Dataset content:
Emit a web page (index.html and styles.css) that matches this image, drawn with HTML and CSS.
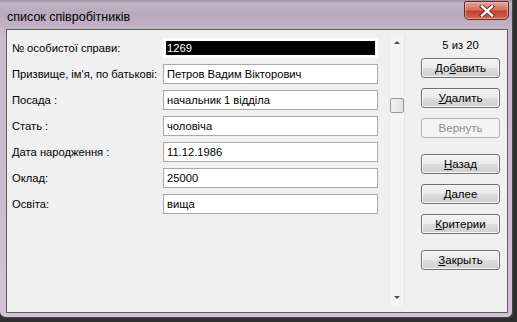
FILE: index.html
```html
<!DOCTYPE html>
<html lang="uk">
<head>
    <meta charset="UTF-8">
    <title>список співробітників</title>
    <link rel="stylesheet" href="styles.css">
</head>
<body>
    <div class="window">
        <div class="titlebar">
            <span class="title">список співробітників</span>
            <div class="close-btn">
                <svg width="16" height="12" viewBox="0 0 16 12">
                    <path d="M3 1.5 L13 10.5 M13 1.5 L3 10.5" stroke="#5a2a22" stroke-width="4.2" stroke-linecap="square"/>
                    <path d="M3 1.5 L13 10.5 M13 1.5 L3 10.5" stroke="#fff" stroke-width="2.4" stroke-linecap="square"/>
                </svg>
            </div>
        </div>
        <div class="client">
            <div class="form">
                <div class="row">
                    <label>№ особистої справи:</label>
                    <div class="field active"><span>1269</span></div>
                </div>
                <div class="row">
                    <label>Призвище, ім'я, по батькові:</label>
                    <div class="field">Петров Вадим Вікторович</div>
                </div>
                <div class="row">
                    <label>Посада :</label>
                    <div class="field">начальник 1 відділа</div>
                </div>
                <div class="row">
                    <label>Стать :</label>
                    <div class="field">чоловіча</div>
                </div>
                <div class="row">
                    <label>Дата народження :</label>
                    <div class="field">11.12.1986</div>
                </div>
                <div class="row">
                    <label>Оклад:</label>
                    <div class="field">25000</div>
                </div>
                <div class="row">
                    <label>Освіта:</label>
                    <div class="field">вища</div>
                </div>
            </div>
            <div class="scrollbar">
                <span class="arrow up"></span>
                <span class="thumb"></span>
                <span class="arrow down"></span>
            </div>
            <div class="actions">
                <div class="counter">5 из 20</div>
                <button>До<u>б</u>авить</button>
                <button><u>У</u>далить</button>
                <button class="disabled">Вернуть</button>
                <button class="sep"><u>Н</u>азад</button>
                <button><u>Д</u>алее</button>
                <button><u>К</u>ритерии</button>
                <button class="sep"><u>З</u>акрыть</button>
            </div>
        </div>
    </div>
</body>
</html>
```

FILE: styles.css
```css
body {
    margin: 0;
    background-color: #2e2e2e;
    font-family: 'Liberation Sans', Arial, sans-serif;
    font-size: 11.2px;
    color: #000;
}
.window {
    width: 513px;
    height: 318px;
    box-sizing: border-box;
    background: linear-gradient(180deg, #b9abbd 0%, #c9bccd 12%, #cbbccf 60%, #d3c2d6 100%);
    border-radius: 0 0 6px 6px;
    border-right: 1px solid #4a4450;
    border-bottom: 1px solid #4a4450;
    display: flex;
    flex-direction: column;
}
.titlebar {
    height: 29px;
    display: flex;
    align-items: flex-start;
    justify-content: space-between;
    padding-left: 7px;
    background: linear-gradient(180deg, #9a909e 0px, #c0b3c4 3px, #b7a8bb 14px, #c4b6c8 29px);
}
.title {
    font-size: 12.5px;
    color: #000;
    margin-top: 10px;
}
.close-btn {
    width: 45px;
    height: 19px;
    margin: 1px 3px 0 0;
    box-sizing: border-box;
    border: 1px solid #5b2a24;
    border-radius: 2px 2px 5px 5px;
    background: linear-gradient(180deg, #e6a598 0%, #d4705e 45%, #c0402b 55%, #d06a52 100%);
    box-shadow: inset 0 0 0 1px rgba(255, 210, 200, 0.5);
    display: flex;
    align-items: center;
    justify-content: center;
}
.client {
    margin-left: 6px;
    width: 502px;
    height: 284px;
    box-sizing: border-box;
    border: 1px solid #5d5d5d;
    background-color: #f0f0f0;
    display: flex;
}
.form {
    padding: 8px 0 0 5px;
    display: flex;
    flex-direction: column;
    gap: 6px;
}
.row {
    display: flex;
    align-items: center;
    height: 20px;
}
.row label {
    width: 151px;
}
.field {
    width: 215px;
    height: 20px;
    box-sizing: border-box;
    border: 1px solid #a9a9a9;
    background-color: #fff;
    padding: 2px 3px;
    line-height: 15px;
    white-space: nowrap;
}
.field.active {
    border-color: #fff;
    padding: 2px;
}
.field.active span {
    display: block;
    height: 14px;
    line-height: 14px;
    background-color: #000;
    color: #fff;
    padding-left: 1px;
}
.scrollbar {
    margin: 6px 0 0 11px;
    width: 16px;
    height: 270px;
    box-sizing: border-box;
    background-color: #f4f4f4;
    border-left: 1px solid #ebebeb;
    border-right: 1px solid #e6e6e6;
    display: flex;
    flex-direction: column;
    align-items: center;
}
.arrow {
    width: 0;
    height: 0;
    border-left: 3px solid transparent;
    border-right: 3px solid transparent;
}
.arrow.up {
    margin-top: 5px;
    border-bottom: 3px solid #4d4d4d;
}
.arrow.down {
    margin-top: auto;
    margin-bottom: 7px;
    border-top: 3px solid #4d4d4d;
}
.thumb {
    margin-top: 54px;
    width: 14px;
    height: 15px;
    box-sizing: border-box;
    border: 1px solid #979797;
    border-radius: 2px;
    background: linear-gradient(90deg, #f3f3f3, #e2e2e2);
}
.actions {
    margin-left: 16px;
    width: 79px;
    padding-top: 8px;
    display: flex;
    flex-direction: column;
    gap: 10px;
}
.counter {
    text-align: center;
    height: 14px;
    line-height: 14px;
    margin-bottom: -4px;
}
.actions button {
    height: 20px;
    padding: 0;
    font-family: 'Liberation Sans', Arial, sans-serif;
    font-size: 11.5px;
    color: #000;
    border: 1px solid #707070;
    border-radius: 3px;
    background: linear-gradient(180deg, #f2f2f2 0%, #ebebeb 50%, #dddddd 51%, #cfcfcf 100%);
    box-shadow: inset 0 0 0 1px #fbfbfb;
}
.actions button.disabled {
    color: #8d8d8d;
    border-color: #adb2b5;
    background: #f4f4f4;
    box-shadow: none;
}
.actions button.sep {
    margin-top: 6px;
}
```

Exercise details: Write out each line of the data exactly; the images should be left out.

Exercise answer:
Emit a web page (index.html and styles.css) that matches this image, drawn with HTML and CSS.
FILE: index.html
```html
<!DOCTYPE html>
<html lang="uk">
<head>
    <meta charset="UTF-8">
    <title>список співробітників</title>
    <link rel="stylesheet" href="styles.css">
</head>
<body>
    <div class="window">
        <div class="titlebar">
            <span class="title">список співробітників</span>
            <div class="close-btn">
                <svg width="16" height="12" viewBox="0 0 16 12">
                    <path d="M3 1.5 L13 10.5 M13 1.5 L3 10.5" stroke="#5a2a22" stroke-width="4.2" stroke-linecap="square"/>
                    <path d="M3 1.5 L13 10.5 M13 1.5 L3 10.5" stroke="#fff" stroke-width="2.4" stroke-linecap="square"/>
                </svg>
            </div>
        </div>
        <div class="client">
            <div class="form">
                <div class="row">
                    <label>№ особистої справи:</label>
                    <div class="field active"><span>1269</span></div>
                </div>
                <div class="row">
                    <label>Призвище, ім'я, по батькові:</label>
                    <div class="field">Петров Вадим Вікторович</div>
                </div>
                <div class="row">
                    <label>Посада :</label>
                    <div class="field">начальник 1 відділа</div>
                </div>
                <div class="row">
                    <label>Стать :</label>
                    <div class="field">чоловіча</div>
                </div>
                <div class="row">
                    <label>Дата народження :</label>
                    <div class="field">11.12.1986</div>
                </div>
                <div class="row">
                    <label>Оклад:</label>
                    <div class="field">25000</div>
                </div>
                <div class="row">
                    <label>Освіта:</label>
                    <div class="field">вища</div>
                </div>
            </div>
            <div class="scrollbar">
                <span class="arrow up"></span>
                <span class="thumb"></span>
                <span class="arrow down"></span>
            </div>
            <div class="actions">
                <div class="counter">5 из 20</div>
                <button>До<u>б</u>авить</button>
                <button><u>У</u>далить</button>
                <button class="disabled">Вернуть</button>
                <button class="sep"><u>Н</u>азад</button>
                <button><u>Д</u>алее</button>
                <button><u>К</u>ритерии</button>
                <button class="sep"><u>З</u>акрыть</button>
            </div>
        </div>
    </div>
</body>
</html>
```

FILE: styles.css
```css
body {
    margin: 0;
    background-color: #2e2e2e;
    font-family: 'Liberation Sans', Arial, sans-serif;
    font-size: 11.2px;
    color: #000;
}
.window {
    width: 513px;
    height: 318px;
    box-sizing: border-box;
    background: linear-gradient(180deg, #b9abbd 0%, #c9bccd 12%, #cbbccf 60%, #d3c2d6 100%);
    border-radius: 0 0 6px 6px;
    border-right: 1px solid #4a4450;
    border-bottom: 1px solid #4a4450;
    display: flex;
    flex-direction: column;
}
.titlebar {
    height: 29px;
    display: flex;
    align-items: flex-start;
    justify-content: space-between;
    padding-left: 7px;
    background: linear-gradient(180deg, #9a909e 0px, #c0b3c4 3px, #b7a8bb 14px, #c4b6c8 29px);
}
.title {
    font-size: 12.5px;
    color: #000;
    margin-top: 10px;
}
.close-btn {
    width: 45px;
    height: 19px;
    margin: 1px 3px 0 0;
    box-sizing: border-box;
    border: 1px solid #5b2a24;
    border-radius: 2px 2px 5px 5px;
    background: linear-gradient(180deg, #e6a598 0%, #d4705e 45%, #c0402b 55%, #d06a52 100%);
    box-shadow: inset 0 0 0 1px rgba(255, 210, 200, 0.5);
    display: flex;
    align-items: center;
    justify-content: center;
}
.client {
    margin-left: 6px;
    width: 502px;
    height: 284px;
    box-sizing: border-box;
    border: 1px solid #5d5d5d;
    background-color: #f0f0f0;
    display: flex;
}
.form {
    padding: 8px 0 0 5px;
    display: flex;
    flex-direction: column;
    gap: 6px;
}
.row {
    display: flex;
    align-items: center;
    height: 20px;
}
.row label {
    width: 151px;
}
.field {
    width: 215px;
    height: 20px;
    box-sizing: border-box;
    border: 1px solid #a9a9a9;
    background-color: #fff;
    padding: 2px 3px;
    line-height: 15px;
    white-space: nowrap;
}
.field.active {
    border-color: #fff;
    padding: 2px;
}
.field.active span {
    display: block;
    height: 14px;
    line-height: 14px;
    background-color: #000;
    color: #fff;
    padding-left: 1px;
}
.scrollbar {
    margin: 6px 0 0 11px;
    width: 16px;
    height: 270px;
    box-sizing: border-box;
    background-color: #f4f4f4;
    border-left: 1px solid #ebebeb;
    border-right: 1px solid #e6e6e6;
    display: flex;
    flex-direction: column;
    align-items: center;
}
.arrow {
    width: 0;
    height: 0;
    border-left: 3px solid transparent;
    border-right: 3px solid transparent;
}
.arrow.up {
    margin-top: 5px;
    border-bottom: 3px solid #4d4d4d;
}
.arrow.down {
    margin-top: auto;
    margin-bottom: 7px;
    border-top: 3px solid #4d4d4d;
}
.thumb {
    margin-top: 54px;
    width: 14px;
    height: 15px;
    box-sizing: border-box;
    border: 1px solid #979797;
    border-radius: 2px;
    background: linear-gradient(90deg, #f3f3f3, #e2e2e2);
}
.actions {
    margin-left: 16px;
    width: 79px;
    padding-top: 8px;
    display: flex;
    flex-direction: column;
    gap: 10px;
}
.counter {
    text-align: center;
    height: 14px;
    line-height: 14px;
    margin-bottom: -4px;
}
.actions button {
    height: 20px;
    padding: 0;
    font-family: 'Liberation Sans', Arial, sans-serif;
    font-size: 11.5px;
    color: #000;
    border: 1px solid #707070;
    border-radius: 3px;
    background: linear-gradient(180deg, #f2f2f2 0%, #ebebeb 50%, #dddddd 51%, #cfcfcf 100%);
    box-shadow: inset 0 0 0 1px #fbfbfb;
}
.actions button.disabled {
    color: #8d8d8d;
    border-color: #adb2b5;
    background: #f4f4f4;
    box-shadow: none;
}
.actions button.sep {
    margin-top: 6px;
}
```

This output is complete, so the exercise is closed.